Dass innerhalb einer Tempelanlage sowohl der Baustil der Han-Chinesen als auch architektonische Elemente der nationalen Minderheiten zu finden sind, ist sehr selten in China. Anlass für den Bau des Klosters war die Freudenfeier über den Sieg gegen die abtrünnigen mongolischen Stämme. Diese ideale Gelegenheit nutzte der Kaiser um seinen Wunsch der Solidarität gegenüber allen Nationalitäten deutlich zu machen und um seine Großzügigkeit zu präsentieren.
In der Qing-Zeit fanden jedes Jahr zum Jahreswechsel nach dem Mondkalender buddhistische Veranstaltungen statt.
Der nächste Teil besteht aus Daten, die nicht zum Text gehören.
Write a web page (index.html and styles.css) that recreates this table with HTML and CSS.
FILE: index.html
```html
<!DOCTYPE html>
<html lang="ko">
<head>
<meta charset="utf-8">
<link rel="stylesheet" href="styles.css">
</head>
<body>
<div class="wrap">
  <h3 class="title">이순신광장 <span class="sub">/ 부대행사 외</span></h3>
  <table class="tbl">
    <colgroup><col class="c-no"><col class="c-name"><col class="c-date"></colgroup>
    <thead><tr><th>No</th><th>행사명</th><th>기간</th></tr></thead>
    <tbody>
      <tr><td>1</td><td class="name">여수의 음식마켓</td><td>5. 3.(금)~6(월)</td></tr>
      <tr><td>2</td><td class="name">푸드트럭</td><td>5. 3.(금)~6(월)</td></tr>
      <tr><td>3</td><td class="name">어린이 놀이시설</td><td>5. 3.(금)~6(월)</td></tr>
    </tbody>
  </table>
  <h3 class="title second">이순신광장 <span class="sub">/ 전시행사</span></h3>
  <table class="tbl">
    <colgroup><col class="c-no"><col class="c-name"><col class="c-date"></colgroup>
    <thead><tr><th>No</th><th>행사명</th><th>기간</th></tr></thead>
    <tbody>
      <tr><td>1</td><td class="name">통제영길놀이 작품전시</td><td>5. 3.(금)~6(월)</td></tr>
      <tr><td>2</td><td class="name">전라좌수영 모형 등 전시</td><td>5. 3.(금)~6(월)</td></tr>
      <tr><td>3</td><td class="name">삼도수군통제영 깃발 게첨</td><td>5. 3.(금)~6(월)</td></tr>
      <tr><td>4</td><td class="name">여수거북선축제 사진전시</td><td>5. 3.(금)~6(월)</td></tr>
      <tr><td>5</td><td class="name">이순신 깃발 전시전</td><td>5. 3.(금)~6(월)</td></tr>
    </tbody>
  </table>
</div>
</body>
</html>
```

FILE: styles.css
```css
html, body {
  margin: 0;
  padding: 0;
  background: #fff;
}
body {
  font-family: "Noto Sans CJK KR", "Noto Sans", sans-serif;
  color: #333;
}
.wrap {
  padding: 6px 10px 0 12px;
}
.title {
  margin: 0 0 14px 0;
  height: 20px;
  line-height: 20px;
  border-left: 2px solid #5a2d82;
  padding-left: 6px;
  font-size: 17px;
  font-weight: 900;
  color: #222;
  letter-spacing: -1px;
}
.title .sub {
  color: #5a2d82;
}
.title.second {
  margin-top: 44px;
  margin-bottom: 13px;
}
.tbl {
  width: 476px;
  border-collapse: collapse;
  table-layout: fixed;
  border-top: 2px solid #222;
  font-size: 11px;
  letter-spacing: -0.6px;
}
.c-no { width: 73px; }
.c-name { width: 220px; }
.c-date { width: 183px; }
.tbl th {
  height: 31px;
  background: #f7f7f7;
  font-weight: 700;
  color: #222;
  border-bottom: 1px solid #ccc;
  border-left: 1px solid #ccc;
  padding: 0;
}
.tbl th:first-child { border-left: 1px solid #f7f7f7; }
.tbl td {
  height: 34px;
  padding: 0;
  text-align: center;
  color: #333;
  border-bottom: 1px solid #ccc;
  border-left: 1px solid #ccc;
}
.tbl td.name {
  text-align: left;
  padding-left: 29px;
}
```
Lamas aus den anderen 8 äußeren Tempeln strömten in das Puning-Kloster, um dort buddhistische Tanzdarbietungen zu präsentieren.
In Chengde herrscht kontinentales Monsunklima, doch durch die hohen Berge nördlich der Stadt fallen die Sommer nicht allzu heiß und die Winter nicht allzu kalt aus. Die beste Zeit für eine Chengde-Reise ist von Anfang Mai bis Juni und Anfang September bis Oktober. In diesem Zeitraum ist das Wetter ideal, um die Sommerresidenz von ihrer schönsten Seite kennen zu lernen. Man kann dadurch auch der touristischen Hochsaison ausweichen.
Chengde ist im Vergleich zu den Metropolen Chinas eine kleine Ortschaft, doch dank seiner geographischen Nähe zu Beijing sind die Verkehrsverbindungen mit anderen Teilen des Landes perfekt. Sie können sehr bequem von Beijing aus mit dem Zug nach Chengde fahren. Wir empfehlen Ihnen den Zug Nummer K 709, er verlässt Beijing morgens um 7 Uhr 20 und kommt gegen 11 Uhr in Chengde an.